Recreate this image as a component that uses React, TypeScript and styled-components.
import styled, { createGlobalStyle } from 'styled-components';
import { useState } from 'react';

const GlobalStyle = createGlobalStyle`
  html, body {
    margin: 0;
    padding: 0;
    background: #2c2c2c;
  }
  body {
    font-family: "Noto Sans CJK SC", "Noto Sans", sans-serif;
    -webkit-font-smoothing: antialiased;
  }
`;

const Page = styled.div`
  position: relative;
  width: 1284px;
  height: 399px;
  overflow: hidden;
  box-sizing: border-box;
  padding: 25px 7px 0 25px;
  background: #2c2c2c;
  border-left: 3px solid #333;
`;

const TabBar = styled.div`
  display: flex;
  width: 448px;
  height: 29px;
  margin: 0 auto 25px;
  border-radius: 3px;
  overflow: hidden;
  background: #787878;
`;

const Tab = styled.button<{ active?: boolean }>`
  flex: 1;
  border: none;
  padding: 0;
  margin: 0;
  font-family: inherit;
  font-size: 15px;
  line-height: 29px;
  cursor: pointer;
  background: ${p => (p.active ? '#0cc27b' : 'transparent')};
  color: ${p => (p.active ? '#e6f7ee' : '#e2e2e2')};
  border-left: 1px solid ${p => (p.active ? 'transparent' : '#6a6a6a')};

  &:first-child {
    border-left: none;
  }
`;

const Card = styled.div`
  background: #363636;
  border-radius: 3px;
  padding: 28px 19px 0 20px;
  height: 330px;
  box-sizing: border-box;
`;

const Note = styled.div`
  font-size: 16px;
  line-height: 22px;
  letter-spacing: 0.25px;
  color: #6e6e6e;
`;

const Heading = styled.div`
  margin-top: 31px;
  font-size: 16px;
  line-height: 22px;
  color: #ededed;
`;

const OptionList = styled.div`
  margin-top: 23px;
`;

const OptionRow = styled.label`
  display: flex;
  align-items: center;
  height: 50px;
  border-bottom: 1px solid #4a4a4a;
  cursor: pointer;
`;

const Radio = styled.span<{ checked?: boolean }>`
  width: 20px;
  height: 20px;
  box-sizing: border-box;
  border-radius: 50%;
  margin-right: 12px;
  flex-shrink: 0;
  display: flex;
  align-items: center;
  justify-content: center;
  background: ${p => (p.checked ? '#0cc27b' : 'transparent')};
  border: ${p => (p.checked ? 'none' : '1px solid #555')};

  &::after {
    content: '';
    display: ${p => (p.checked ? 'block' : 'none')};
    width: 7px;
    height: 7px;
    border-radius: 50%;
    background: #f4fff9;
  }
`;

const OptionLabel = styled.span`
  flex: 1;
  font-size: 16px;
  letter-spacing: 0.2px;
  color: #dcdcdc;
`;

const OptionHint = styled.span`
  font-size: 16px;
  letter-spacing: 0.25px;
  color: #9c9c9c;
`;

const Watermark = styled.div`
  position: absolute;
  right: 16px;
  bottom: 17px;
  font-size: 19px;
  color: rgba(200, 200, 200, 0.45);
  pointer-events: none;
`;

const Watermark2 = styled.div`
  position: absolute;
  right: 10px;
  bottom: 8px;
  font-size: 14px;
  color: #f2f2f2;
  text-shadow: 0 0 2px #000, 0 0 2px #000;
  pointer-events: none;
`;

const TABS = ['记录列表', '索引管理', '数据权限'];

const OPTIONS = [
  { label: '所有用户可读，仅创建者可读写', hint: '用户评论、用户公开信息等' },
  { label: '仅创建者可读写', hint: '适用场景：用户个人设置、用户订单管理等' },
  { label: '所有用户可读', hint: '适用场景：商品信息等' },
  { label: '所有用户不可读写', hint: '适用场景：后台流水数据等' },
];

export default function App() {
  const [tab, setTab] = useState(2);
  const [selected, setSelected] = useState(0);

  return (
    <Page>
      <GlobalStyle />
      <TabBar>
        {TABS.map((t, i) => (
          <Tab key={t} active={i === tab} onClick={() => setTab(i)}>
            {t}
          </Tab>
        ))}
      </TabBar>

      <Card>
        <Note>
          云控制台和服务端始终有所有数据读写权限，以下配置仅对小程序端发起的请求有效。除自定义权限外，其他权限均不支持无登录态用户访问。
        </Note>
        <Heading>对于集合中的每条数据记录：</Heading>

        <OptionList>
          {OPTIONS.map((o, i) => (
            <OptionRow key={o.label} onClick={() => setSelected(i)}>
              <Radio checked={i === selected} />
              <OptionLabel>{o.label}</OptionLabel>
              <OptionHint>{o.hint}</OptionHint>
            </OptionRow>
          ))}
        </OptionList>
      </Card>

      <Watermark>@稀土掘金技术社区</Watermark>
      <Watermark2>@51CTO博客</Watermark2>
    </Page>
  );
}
--
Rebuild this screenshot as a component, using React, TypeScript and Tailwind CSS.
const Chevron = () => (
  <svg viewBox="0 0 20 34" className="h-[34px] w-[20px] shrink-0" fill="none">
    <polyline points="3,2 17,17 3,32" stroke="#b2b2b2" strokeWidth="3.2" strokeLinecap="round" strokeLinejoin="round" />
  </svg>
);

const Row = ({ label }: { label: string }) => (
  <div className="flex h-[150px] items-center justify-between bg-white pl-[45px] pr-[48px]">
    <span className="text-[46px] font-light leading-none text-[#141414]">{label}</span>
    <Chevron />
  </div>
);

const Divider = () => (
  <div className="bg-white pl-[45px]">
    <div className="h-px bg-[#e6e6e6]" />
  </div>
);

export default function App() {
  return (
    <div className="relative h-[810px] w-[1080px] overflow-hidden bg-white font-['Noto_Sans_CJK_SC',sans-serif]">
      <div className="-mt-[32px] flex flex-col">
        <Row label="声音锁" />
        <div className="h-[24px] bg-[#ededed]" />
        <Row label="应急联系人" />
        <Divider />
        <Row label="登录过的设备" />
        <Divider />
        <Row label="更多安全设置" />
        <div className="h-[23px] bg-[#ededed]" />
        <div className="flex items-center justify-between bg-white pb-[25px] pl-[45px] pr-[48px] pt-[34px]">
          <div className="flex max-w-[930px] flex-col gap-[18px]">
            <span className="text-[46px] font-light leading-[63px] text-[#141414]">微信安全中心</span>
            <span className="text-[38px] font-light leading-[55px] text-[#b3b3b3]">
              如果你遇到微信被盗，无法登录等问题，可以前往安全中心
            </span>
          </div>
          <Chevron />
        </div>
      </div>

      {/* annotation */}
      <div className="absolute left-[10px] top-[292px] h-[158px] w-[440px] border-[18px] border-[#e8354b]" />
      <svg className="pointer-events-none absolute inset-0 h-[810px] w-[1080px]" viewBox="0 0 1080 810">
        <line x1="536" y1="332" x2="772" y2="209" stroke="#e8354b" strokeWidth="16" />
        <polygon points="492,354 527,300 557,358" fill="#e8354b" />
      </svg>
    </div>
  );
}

- [Brief]: How many lines of these entries hold the string "TypeScript"? Answer with the number alone.

- [Solution for this task]: 2